TASK TO COMPLETE:
Output the data word for word, dropping every image.

INFORMATION PROVIDED:
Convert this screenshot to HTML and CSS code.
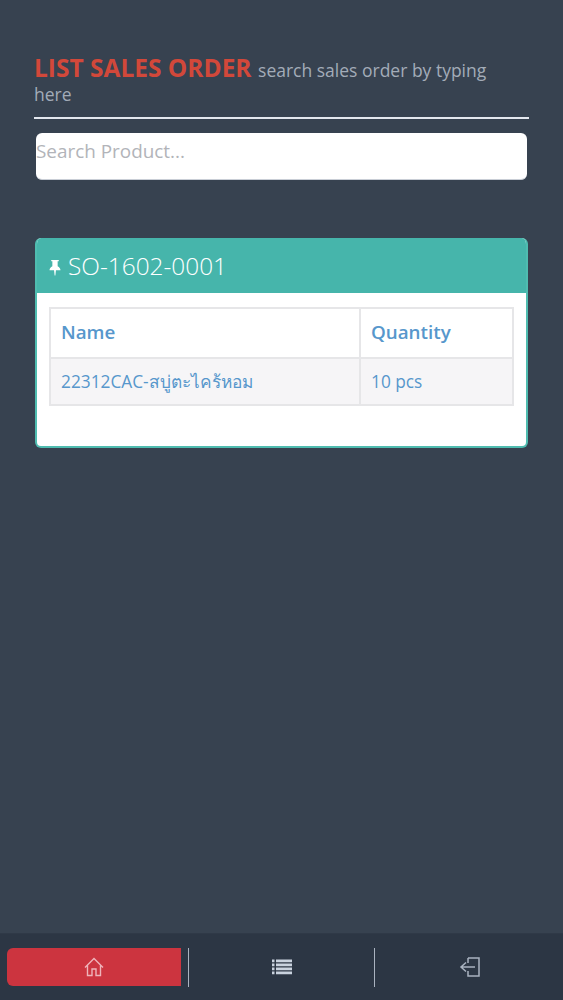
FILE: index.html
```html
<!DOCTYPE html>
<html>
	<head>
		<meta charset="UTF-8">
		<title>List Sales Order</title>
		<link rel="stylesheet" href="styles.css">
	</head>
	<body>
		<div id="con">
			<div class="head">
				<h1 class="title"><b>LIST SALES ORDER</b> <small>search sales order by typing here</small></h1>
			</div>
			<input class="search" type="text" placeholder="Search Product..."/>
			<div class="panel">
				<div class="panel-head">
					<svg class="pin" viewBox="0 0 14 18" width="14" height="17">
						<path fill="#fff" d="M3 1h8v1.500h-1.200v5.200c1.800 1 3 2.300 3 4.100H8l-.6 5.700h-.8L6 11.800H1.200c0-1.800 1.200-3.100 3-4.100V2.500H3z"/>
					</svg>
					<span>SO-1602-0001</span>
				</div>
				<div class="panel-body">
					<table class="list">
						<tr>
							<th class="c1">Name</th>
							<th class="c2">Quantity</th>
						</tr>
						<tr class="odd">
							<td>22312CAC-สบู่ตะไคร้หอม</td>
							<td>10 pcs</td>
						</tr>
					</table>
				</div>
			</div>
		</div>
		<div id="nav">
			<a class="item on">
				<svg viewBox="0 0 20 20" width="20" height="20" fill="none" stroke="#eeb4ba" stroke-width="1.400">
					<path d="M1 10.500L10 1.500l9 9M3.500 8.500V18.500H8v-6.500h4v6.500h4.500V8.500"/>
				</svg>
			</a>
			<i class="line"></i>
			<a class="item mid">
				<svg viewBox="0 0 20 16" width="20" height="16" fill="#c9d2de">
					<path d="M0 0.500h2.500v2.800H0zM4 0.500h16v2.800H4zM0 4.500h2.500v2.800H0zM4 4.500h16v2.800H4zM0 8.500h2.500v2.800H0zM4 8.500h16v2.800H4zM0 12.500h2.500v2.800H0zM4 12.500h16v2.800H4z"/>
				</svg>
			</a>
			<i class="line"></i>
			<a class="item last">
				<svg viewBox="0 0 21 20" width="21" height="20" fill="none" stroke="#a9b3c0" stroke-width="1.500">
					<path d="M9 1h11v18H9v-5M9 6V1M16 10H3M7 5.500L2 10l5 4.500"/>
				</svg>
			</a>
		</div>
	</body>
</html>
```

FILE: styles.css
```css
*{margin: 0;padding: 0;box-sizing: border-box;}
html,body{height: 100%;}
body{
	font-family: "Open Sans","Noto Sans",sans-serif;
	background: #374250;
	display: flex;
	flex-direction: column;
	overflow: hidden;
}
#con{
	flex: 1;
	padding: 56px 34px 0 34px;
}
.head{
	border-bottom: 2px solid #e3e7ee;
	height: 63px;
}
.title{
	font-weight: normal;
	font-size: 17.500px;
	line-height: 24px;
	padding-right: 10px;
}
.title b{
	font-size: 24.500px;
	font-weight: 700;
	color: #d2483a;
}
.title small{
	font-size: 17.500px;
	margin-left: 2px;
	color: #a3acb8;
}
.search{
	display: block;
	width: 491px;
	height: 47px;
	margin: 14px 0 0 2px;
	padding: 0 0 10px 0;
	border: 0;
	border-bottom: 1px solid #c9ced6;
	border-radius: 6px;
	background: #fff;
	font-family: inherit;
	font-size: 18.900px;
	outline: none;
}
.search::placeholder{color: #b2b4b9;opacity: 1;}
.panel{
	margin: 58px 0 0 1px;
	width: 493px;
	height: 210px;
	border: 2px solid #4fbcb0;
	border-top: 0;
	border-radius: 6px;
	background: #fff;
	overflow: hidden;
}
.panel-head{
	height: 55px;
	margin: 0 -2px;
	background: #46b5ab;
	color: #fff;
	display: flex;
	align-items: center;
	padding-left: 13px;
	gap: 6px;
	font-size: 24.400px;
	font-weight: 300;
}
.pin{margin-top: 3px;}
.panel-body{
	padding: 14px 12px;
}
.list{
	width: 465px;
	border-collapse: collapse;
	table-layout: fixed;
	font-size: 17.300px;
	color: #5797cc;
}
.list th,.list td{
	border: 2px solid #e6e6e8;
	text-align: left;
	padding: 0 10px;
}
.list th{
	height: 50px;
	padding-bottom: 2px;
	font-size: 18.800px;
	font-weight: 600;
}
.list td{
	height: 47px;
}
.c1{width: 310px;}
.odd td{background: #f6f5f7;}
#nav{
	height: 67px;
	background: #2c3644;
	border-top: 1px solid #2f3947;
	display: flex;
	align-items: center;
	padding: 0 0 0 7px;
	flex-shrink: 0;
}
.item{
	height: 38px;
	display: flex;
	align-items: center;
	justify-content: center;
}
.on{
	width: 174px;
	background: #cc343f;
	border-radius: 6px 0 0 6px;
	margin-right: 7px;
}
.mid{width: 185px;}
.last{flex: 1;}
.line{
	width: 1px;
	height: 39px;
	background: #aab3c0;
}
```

RESULT FOR THIS TASK:
Convert this screenshot to HTML and CSS code.
FILE: index.html
```html
<!DOCTYPE html>
<html>
	<head>
		<meta charset="UTF-8">
		<title>List Sales Order</title>
		<link rel="stylesheet" href="styles.css">
	</head>
	<body>
		<div id="con">
			<div class="head">
				<h1 class="title"><b>LIST SALES ORDER</b> <small>search sales order by typing here</small></h1>
			</div>
			<input class="search" type="text" placeholder="Search Product..."/>
			<div class="panel">
				<div class="panel-head">
					<svg class="pin" viewBox="0 0 14 18" width="14" height="17">
						<path fill="#fff" d="M3 1h8v1.500h-1.200v5.200c1.800 1 3 2.300 3 4.100H8l-.6 5.700h-.8L6 11.800H1.200c0-1.800 1.200-3.100 3-4.100V2.500H3z"/>
					</svg>
					<span>SO-1602-0001</span>
				</div>
				<div class="panel-body">
					<table class="list">
						<tr>
							<th class="c1">Name</th>
							<th class="c2">Quantity</th>
						</tr>
						<tr class="odd">
							<td>22312CAC-สบู่ตะไคร้หอม</td>
							<td>10 pcs</td>
						</tr>
					</table>
				</div>
			</div>
		</div>
		<div id="nav">
			<a class="item on">
				<svg viewBox="0 0 20 20" width="20" height="20" fill="none" stroke="#eeb4ba" stroke-width="1.400">
					<path d="M1 10.500L10 1.500l9 9M3.500 8.500V18.500H8v-6.500h4v6.500h4.500V8.500"/>
				</svg>
			</a>
			<i class="line"></i>
			<a class="item mid">
				<svg viewBox="0 0 20 16" width="20" height="16" fill="#c9d2de">
					<path d="M0 0.500h2.500v2.800H0zM4 0.500h16v2.800H4zM0 4.500h2.500v2.800H0zM4 4.500h16v2.800H4zM0 8.500h2.500v2.800H0zM4 8.500h16v2.800H4zM0 12.500h2.500v2.800H0zM4 12.500h16v2.800H4z"/>
				</svg>
			</a>
			<i class="line"></i>
			<a class="item last">
				<svg viewBox="0 0 21 20" width="21" height="20" fill="none" stroke="#a9b3c0" stroke-width="1.500">
					<path d="M9 1h11v18H9v-5M9 6V1M16 10H3M7 5.500L2 10l5 4.500"/>
				</svg>
			</a>
		</div>
	</body>
</html>
```

FILE: styles.css
```css
*{margin: 0;padding: 0;box-sizing: border-box;}
html,body{height: 100%;}
body{
	font-family: "Open Sans","Noto Sans",sans-serif;
	background: #374250;
	display: flex;
	flex-direction: column;
	overflow: hidden;
}
#con{
	flex: 1;
	padding: 56px 34px 0 34px;
}
.head{
	border-bottom: 2px solid #e3e7ee;
	height: 63px;
}
.title{
	font-weight: normal;
	font-size: 17.500px;
	line-height: 24px;
	padding-right: 10px;
}
.title b{
	font-size: 24.500px;
	font-weight: 700;
	color: #d2483a;
}
.title small{
	font-size: 17.500px;
	margin-left: 2px;
	color: #a3acb8;
}
.search{
	display: block;
	width: 491px;
	height: 47px;
	margin: 14px 0 0 2px;
	padding: 0 0 10px 0;
	border: 0;
	border-bottom: 1px solid #c9ced6;
	border-radius: 6px;
	background: #fff;
	font-family: inherit;
	font-size: 18.900px;
	outline: none;
}
.search::placeholder{color: #b2b4b9;opacity: 1;}
.panel{
	margin: 58px 0 0 1px;
	width: 493px;
	height: 210px;
	border: 2px solid #4fbcb0;
	border-top: 0;
	border-radius: 6px;
	background: #fff;
	overflow: hidden;
}
.panel-head{
	height: 55px;
	margin: 0 -2px;
	background: #46b5ab;
	color: #fff;
	display: flex;
	align-items: center;
	padding-left: 13px;
	gap: 6px;
	font-size: 24.400px;
	font-weight: 300;
}
.pin{margin-top: 3px;}
.panel-body{
	padding: 14px 12px;
}
.list{
	width: 465px;
	border-collapse: collapse;
	table-layout: fixed;
	font-size: 17.300px;
	color: #5797cc;
}
.list th,.list td{
	border: 2px solid #e6e6e8;
	text-align: left;
	padding: 0 10px;
}
.list th{
	height: 50px;
	padding-bottom: 2px;
	font-size: 18.800px;
	font-weight: 600;
}
.list td{
	height: 47px;
}
.c1{width: 310px;}
.odd td{background: #f6f5f7;}
#nav{
	height: 67px;
	background: #2c3644;
	border-top: 1px solid #2f3947;
	display: flex;
	align-items: center;
	padding: 0 0 0 7px;
	flex-shrink: 0;
}
.item{
	height: 38px;
	display: flex;
	align-items: center;
	justify-content: center;
}
.on{
	width: 174px;
	background: #cc343f;
	border-radius: 6px 0 0 6px;
	margin-right: 7px;
}
.mid{width: 185px;}
.last{flex: 1;}
.line{
	width: 1px;
	height: 39px;
	background: #aab3c0;
}
```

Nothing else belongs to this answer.